An EDW was the first generation of data warehousing. It was simple and everyone could understand it. But that generation faced implementation and scope overload. Many projects failed outright or didn’t live up to expectations. People today think they can do better. They think that with today’s leading-edge thinking and technology they won’t have the same problems. They’ve got databases and extract, transform and load (ETL) tools that handle huge volumes of data; real-time updates and access are now available from enterprise application integration (EAI) and enterprise information integration (EII) tools; business intelligence (BI) tools can access data from anywhere, anytime and any way they want. In addition, people have the experience gained from multiple generations of data warehouses that the first generation did not have.
However, just having the technology and experience now doesn’t dictate that an EDW is a good idea.
Simplicity in a design is terrific, if it is the right approach. An EDW eliminates the complexity and expense of creating data marts with a hub-and-spoke architecture, but it is only the right choice if it meets your business users’ needs.
Why did we have data warehouses, data marts, operational data stores and cubes – was it because we could? Was it because we couldn’t agree on the EDW so everyone built their own? There is a little bit of truth to the first statement and, unfortunately, more truth than we care to admit for the latter. However, there is a method to the madness.
Data warehouses are built to integrate data from multiple source systems, cleanse the data, ensure consistency across the multiple sources and store historical data. The DW enables the data distribution that establishes an enterprise’s information backbone. Data marts are built to subset, aggregate and perform transformations for their target information consumers (business users). A data mart’s typical audience is a business function (such as finance) or a set of business processes (such as supply chain management). Data marts are really data franchises pulling data from your data warehouse and configuring, packaging and distributing it for the business community. OLAP cubes are also data franchises derived from data warehouses or data marts. These cubes can be considered mini-data marts.
An EDW is quicker and cheaper to build than a DW with associated data marts (hub-and-spoke architecture) at first blush. A more realistic cost comparison needs to take a holistic enterprise view that examines the total cost of ownership (TCO) of providing information for the business users to create their reports and perform their business analysis. The holistic view needs to account for the flow of data from its point of creation in the enterprise until it is consumed by the business users in their reports or analysis. Every time the data is accessed, extracted and transformed, it costs the enterprise time, resources and money. More importantly, it has the potential to reduce business productivity and lessen their ability to manage the business, because users may be spending time gathering and transforming data rather than analyzing the information and managing the business.

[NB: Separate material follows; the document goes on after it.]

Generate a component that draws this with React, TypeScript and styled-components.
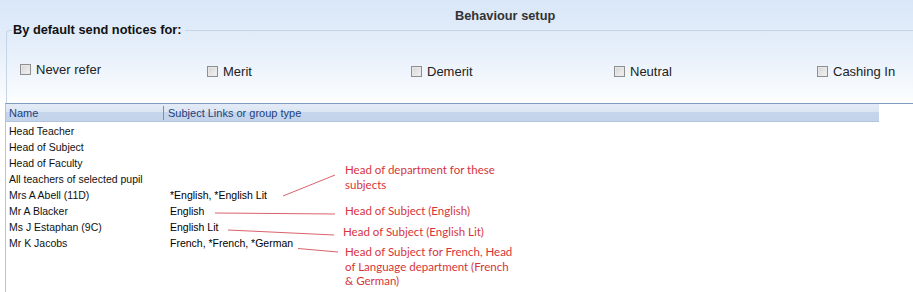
import React from 'react';
import styled, { createGlobalStyle } from 'styled-components';

const GlobalStyle = createGlobalStyle`
  html, body {
    margin: 0;
    padding: 0;
    background: #ffffff;
  }
  body {
    font-family: "Liberation Sans", Arial, sans-serif;
  }
`;

const Page = styled.div`
  position: relative;
  width: 913px;
  height: 292px;
  overflow: hidden;
  background: linear-gradient(to bottom, #d9e7f8 0px, #e6effa 50px, #fbfdff 100px, #ffffff 103px);
`;

const TitleBar = styled.div`
  height: 31px;
  padding: 0 0 1px 455px;
  box-sizing: border-box;
  display: flex;
  align-items: center;
  font-size: 12.8px;
  font-weight: bold;
  color: #333333;
`;

const Group = styled.fieldset`
  margin: -8px 0 0 6px;
  padding: 0;
  height: 80px;
  box-sizing: border-box;
  border: 1px solid #c6d5e6;
  border-right: none;
  border-bottom: none;
  border-top-left-radius: 4px;
`;

const Legend = styled.legend`
  margin-left: 5px;
  padding: 0 3px 0 1px;
  font-size: 12.8px;
  font-weight: bold;
  color: #111111;
  line-height: 14px;
`;

const Options = styled.div`
  display: grid;
  grid-template-columns: 187px 204px 203px 203px auto;
  padding: 27px 0 0 13px;
`;

const Option = styled.label<{ $lift?: number }>`
  display: flex;
  align-items: center;
  gap: 5px;
  font-size: 13px;
  color: #222222;
  position: relative;
  top: ${p => -(p.$lift || 0)}px;
`;

const Box = styled.span`
  width: 9px;
  height: 9px;
  border: 1px solid #8f8f8f;
  background: linear-gradient(135deg, #d4d4d4, #f4f4f4);
  box-shadow: inset 0 0 0 1px #e8e8e8;
`;

const List = styled.div`
  margin-left: 5px;
  border-top: 1px solid #7e9cc0;
  border-left: 1px solid #a9c5ea;
  height: 189px;
  background: #ffffff;
`;

const Header = styled.div`
  width: 873px;
  height: 18px;
  display: grid;
  grid-template-columns: 157px 1fr;
  background: linear-gradient(to bottom, #e3ebf6 0%, #dce6f3 45%, #c5d6ec 50%, #c3d4ea 100%);
  border-bottom: 1px solid #b3c5de;
  box-sizing: border-box;
`;

const HeadCell = styled.div<{ $sep?: boolean }>`
  display: flex;
  align-items: center;
  padding-left: ${p => (p.$sep ? '4px' : '3px')};
  font-size: 11px;
  color: #1f3e7c;
  border-left: ${p => (p.$sep ? '1px solid #6e90c2' : 'none')};
  height: 14px;
  align-self: center;
`;

const Rows = styled.div`
  padding-top: 1px;
`;

const Row = styled.div`
  display: grid;
  grid-template-columns: 164px 1fr;
  height: 16px;
  align-items: center;
  font-size: 10.5px;
  color: #111111;
`;

const NameCell = styled.div`
  padding-left: 3px;
`;

const LinkCell = styled.div`
  color: #000000;
`;

const Notes = styled.svg`
  position: absolute;
  left: 0;
  top: 0;
  pointer-events: none;
`;

const Note = styled.div<{ $x: number; $y: number }>`
  position: absolute;
  left: ${p => p.$x}px;
  top: ${p => p.$y}px;
  font-family: Lato, "Open Sans", sans-serif;
  font-size: 11.5px;
  line-height: 14.5px;
  color: #d6343c;
  white-space: nowrap;
`;

const options = [
  { label: 'Never refer', lift: 2 },
  { label: 'Merit', lift: 0 },
  { label: 'Demerit', lift: 0 },
  { label: 'Neutral', lift: 0 },
  { label: 'Cashing In', lift: 0 },
];

const rows = [
  ['Head Teacher', ''],
  ['Head of Subject', ''],
  ['Head of Faculty', ''],
  ['All teachers of selected pupil', ''],
  ['Mrs A Abell (11D)', '*English, *English Lit'],
  ['Mr A Blacker', 'English'],
  ['Ms J Estaphan (9C)', 'English Lit'],
  ['Mr K Jacobs', 'French, *French, *German'],
];

const notes = [
  { x: 345, y: 163, text: ['Head of department for these', 'subjects'] },
  { x: 345, y: 204, text: ['Head of Subject (English)'] },
  { x: 343, y: 225, text: ['Head of Subject (English Lit)'] },
  { x: 345, y: 245, text: ['Head of Subject for French, Head', 'of Language department (French', '& German)'] },
];

export default function App() {
  return (
    <Page>
      <GlobalStyle />
      <TitleBar>Behaviour setup</TitleBar>
      <Group>
        <Legend>By default send notices for:</Legend>
        <Options>
          {options.map(o => (
            <Option key={o.label} $lift={o.lift}>
              <Box />
              {o.label}
            </Option>
          ))}
        </Options>
      </Group>
      <List>
        <Header>
          <HeadCell>Name</HeadCell>
          <HeadCell $sep>Subject Links or group type</HeadCell>
        </Header>
        <Rows>
          {rows.map(([name, link]) => (
            <Row key={name}>
              <NameCell>{name}</NameCell>
              <LinkCell>{link}</LinkCell>
            </Row>
          ))}
        </Rows>
      </List>
      <Notes width="913" height="292" viewBox="0 0 913 292">
        <g stroke="#d9636c" strokeWidth="1" fill="none">
          <line x1="283" y1="196" x2="335" y2="175" />
          <line x1="215" y1="213" x2="335" y2="214" />
          <line x1="228" y1="230" x2="334" y2="235" />
          <line x1="298" y1="248.5" x2="338" y2="252" />
        </g>
      </Notes>
      {notes.map(n => (
        <Note key={n.y} $x={n.x} $y={n.y}>
          {n.text.map(t => (
            <div key={t}>{t}</div>
          ))}
        </Note>
      ))}
    </Page>
  );
}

When you develop an EDW, you are building a database to perform data collection, cleansing and integration as well as data franchising and reporting. The same database is used as the vehicle to source, cleanse, transform, integrate, aggregate and provide access to the information that will eventually feed reports and business analysis. Databases have advanced significantly from the first generation of data warehouses, but have our design skills? When you design something to do all things, it may not do them all well. In fact, sometimes it does not do anything well. Let’s look at what results from an all-in-one EDW.
The data franchising approach – building data marts and cubes from a data warehouse – initially takes more time to build. However, this architecture is a very efficient method to prepare the data for business reports and the analytics that business users perform. Without this data franchising, each report and business analysis requires repeatedly performing filtering, aggregation, denormalization and data transformation that could have been done once in their data mart. Regardless of whether the IT group builds them or not, the data franchising processes must occur. The question is: where do you want them to occur? What is the most effective and efficient approach?

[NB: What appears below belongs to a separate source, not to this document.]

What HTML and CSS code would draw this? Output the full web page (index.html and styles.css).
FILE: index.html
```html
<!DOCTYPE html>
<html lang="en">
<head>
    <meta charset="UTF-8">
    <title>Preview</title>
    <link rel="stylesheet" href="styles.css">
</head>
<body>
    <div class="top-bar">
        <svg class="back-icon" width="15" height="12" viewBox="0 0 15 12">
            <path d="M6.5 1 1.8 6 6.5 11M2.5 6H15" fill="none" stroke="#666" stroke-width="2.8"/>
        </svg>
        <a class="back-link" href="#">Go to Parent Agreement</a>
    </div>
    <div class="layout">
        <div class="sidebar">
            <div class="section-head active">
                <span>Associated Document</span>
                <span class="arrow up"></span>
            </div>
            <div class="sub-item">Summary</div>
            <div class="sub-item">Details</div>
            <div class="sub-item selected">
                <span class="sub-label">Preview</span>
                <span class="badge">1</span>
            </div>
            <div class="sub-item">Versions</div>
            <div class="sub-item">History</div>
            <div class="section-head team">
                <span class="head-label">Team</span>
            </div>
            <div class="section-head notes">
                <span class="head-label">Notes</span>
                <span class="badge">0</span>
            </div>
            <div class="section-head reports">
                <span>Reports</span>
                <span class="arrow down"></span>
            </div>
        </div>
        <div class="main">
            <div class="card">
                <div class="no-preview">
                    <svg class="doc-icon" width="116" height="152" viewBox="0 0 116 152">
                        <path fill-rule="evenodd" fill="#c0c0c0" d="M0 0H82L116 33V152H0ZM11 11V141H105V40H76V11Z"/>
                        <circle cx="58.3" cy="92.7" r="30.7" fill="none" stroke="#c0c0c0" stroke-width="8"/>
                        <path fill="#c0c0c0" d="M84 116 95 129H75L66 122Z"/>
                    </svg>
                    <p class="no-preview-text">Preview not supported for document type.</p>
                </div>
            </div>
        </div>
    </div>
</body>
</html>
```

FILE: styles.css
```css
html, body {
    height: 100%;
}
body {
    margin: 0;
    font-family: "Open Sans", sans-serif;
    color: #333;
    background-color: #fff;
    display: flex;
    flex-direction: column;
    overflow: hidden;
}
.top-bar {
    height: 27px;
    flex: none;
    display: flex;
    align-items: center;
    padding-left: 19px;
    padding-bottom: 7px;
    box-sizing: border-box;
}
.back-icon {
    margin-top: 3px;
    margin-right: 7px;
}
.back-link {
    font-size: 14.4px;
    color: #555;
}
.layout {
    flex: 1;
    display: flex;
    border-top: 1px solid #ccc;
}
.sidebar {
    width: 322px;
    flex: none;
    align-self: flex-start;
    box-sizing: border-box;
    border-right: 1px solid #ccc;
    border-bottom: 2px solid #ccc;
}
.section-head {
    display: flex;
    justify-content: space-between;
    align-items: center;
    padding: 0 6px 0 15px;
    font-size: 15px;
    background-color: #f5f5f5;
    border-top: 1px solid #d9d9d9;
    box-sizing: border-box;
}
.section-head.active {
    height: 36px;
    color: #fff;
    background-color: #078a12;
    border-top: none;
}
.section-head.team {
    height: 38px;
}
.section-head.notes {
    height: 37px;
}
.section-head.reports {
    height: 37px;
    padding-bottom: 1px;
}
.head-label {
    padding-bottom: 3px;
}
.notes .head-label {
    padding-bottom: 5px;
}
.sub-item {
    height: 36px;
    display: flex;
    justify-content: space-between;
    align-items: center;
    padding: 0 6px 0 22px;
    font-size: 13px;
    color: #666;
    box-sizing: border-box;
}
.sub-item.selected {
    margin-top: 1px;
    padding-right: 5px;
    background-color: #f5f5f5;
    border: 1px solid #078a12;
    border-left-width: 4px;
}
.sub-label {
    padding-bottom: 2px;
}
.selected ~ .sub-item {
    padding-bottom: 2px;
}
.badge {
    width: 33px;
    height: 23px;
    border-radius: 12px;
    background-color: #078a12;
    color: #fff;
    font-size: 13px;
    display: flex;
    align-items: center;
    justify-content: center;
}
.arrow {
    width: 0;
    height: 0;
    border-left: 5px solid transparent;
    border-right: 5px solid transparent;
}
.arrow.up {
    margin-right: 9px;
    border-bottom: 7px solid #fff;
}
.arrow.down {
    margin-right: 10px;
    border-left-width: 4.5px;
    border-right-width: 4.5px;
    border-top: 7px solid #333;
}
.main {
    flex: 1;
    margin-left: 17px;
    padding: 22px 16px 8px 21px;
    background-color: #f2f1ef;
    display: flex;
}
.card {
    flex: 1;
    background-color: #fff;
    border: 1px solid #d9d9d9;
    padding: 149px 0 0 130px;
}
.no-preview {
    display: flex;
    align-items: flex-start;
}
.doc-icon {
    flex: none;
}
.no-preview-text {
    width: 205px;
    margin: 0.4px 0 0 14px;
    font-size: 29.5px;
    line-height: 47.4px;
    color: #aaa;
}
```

If you don’t have data marts, data franchising needs to take place within the BI reports generated by the EDW. It means that the reports are more complex to design, build and maintain. Queries are slower. Analysis is more difficult because business users need to understand much more complex data structures. Data marts, on the other hand, are prebuilt for better understanding and easier access, and they are customized for their customers.
Many companies have shifted the burden of data franchising onto their BI tools and, ultimately, their business users by adopting an EDW. This has two significant adverse effects. First, the BI environment takes more time to build, operate and maintain. You shift the cost of building a data mart once to building the same logic many times into a BI report or business user’s analysis. From a total cost of ownership perspective, this shift increases a company’s cost of providing the data warehousing environment. Additionally, it reduces the productivity of the business as it tries to analyze the data.
The second and more costly result of an EDW architecture is shifting data franchising from creating data marts to data shadow systems. Data shadow systems are built by business users to gather, integrate and transform the data needed to create their reports and perform their analytical activities. The business will use the tools that they are familiar with – Microsoft Excel, Microsoft Access and sometimes statistical packages such as SAS. Data shadow systems encompass large numbers of spreadsheets and business user-built databases, often in Microsoft Access, created to accomplish the data franchising that data marts could or should have provided. In the absence of an architecture that explicitly embraces data franchising, data shadow systems will flourish, repeatedly redoing the data processing that a data mart would have done once. Because these data shadow systems are generally neither documented nor designed in any architecture, the likelihood of incorrect information being created is high. In addition, these systems exacerbate the spread of data silos throughout an enterprise.
You are damned if you do and damned if you don’t. If you build data franchising via data marts, it costs you time, money and resources. The architecture is more complex, and you are responsible for any data integration issues.
If you don’t build the data marts and enable data franchising, you only need to build the EDW. However, there will likely be databases created by IT groups and data shadow systems built by business groups to create the missing data franchising functionality. You avoid the upfront cost of building the data franchising processing, but you end up with it being built later. The problem with data franchising being tacked on rather than architected from the beginning is that you end up with overlapping data silos. The data silos are created with redundant filtering, aggregations and data transformations. This approach is costly to maintain and operate, and it moves the enterprise farther from the goal of a single version of the truth.
The EDW may be simpler and less costly in the short run, and you don’t own the data integration issues once the data leaves the data warehouse. Still, the overall enterprise cost will be higher, and you are less likely to achieve a consistent, integrated set of information for the business users once you factor in report complexity and the hidden cost of data shadow systems.